Start PROVIDED MATERIAL
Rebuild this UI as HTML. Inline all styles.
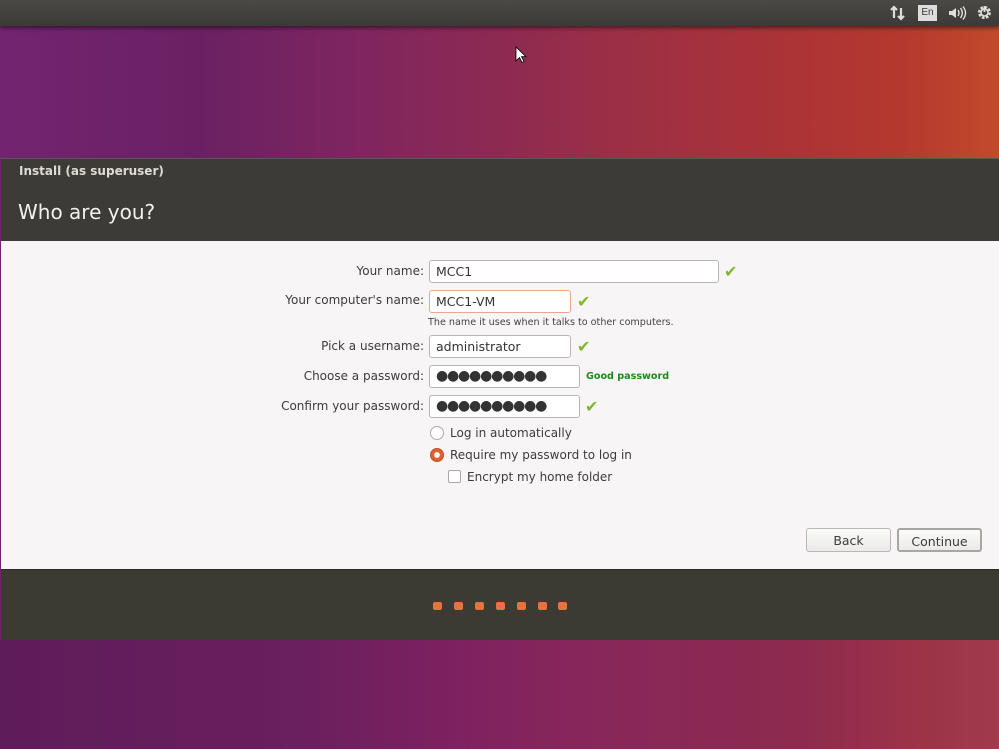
End PROVIDED MATERIAL
Start PROVIDED MATERIAL
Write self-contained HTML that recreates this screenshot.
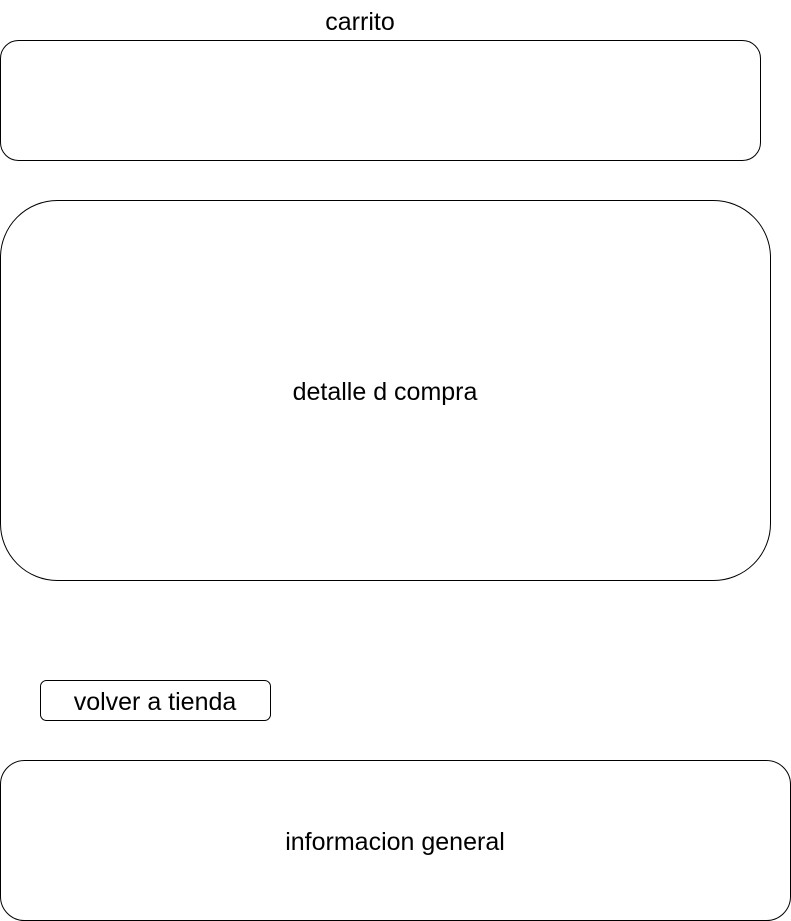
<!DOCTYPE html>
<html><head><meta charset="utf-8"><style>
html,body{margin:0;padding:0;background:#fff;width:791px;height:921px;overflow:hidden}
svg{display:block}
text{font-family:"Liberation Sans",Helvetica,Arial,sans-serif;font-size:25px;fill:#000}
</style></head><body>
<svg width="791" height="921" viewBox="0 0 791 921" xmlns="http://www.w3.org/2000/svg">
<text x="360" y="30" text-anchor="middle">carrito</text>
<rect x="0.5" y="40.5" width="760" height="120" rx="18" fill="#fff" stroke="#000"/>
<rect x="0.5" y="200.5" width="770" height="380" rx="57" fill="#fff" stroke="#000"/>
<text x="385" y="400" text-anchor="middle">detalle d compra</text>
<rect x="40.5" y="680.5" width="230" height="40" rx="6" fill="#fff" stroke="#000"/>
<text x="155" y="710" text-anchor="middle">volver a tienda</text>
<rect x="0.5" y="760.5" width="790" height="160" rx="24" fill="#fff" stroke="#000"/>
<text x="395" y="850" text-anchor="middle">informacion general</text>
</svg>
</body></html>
End PROVIDED MATERIAL
Give the number of lines where the string "this" occurs, without any further text.

2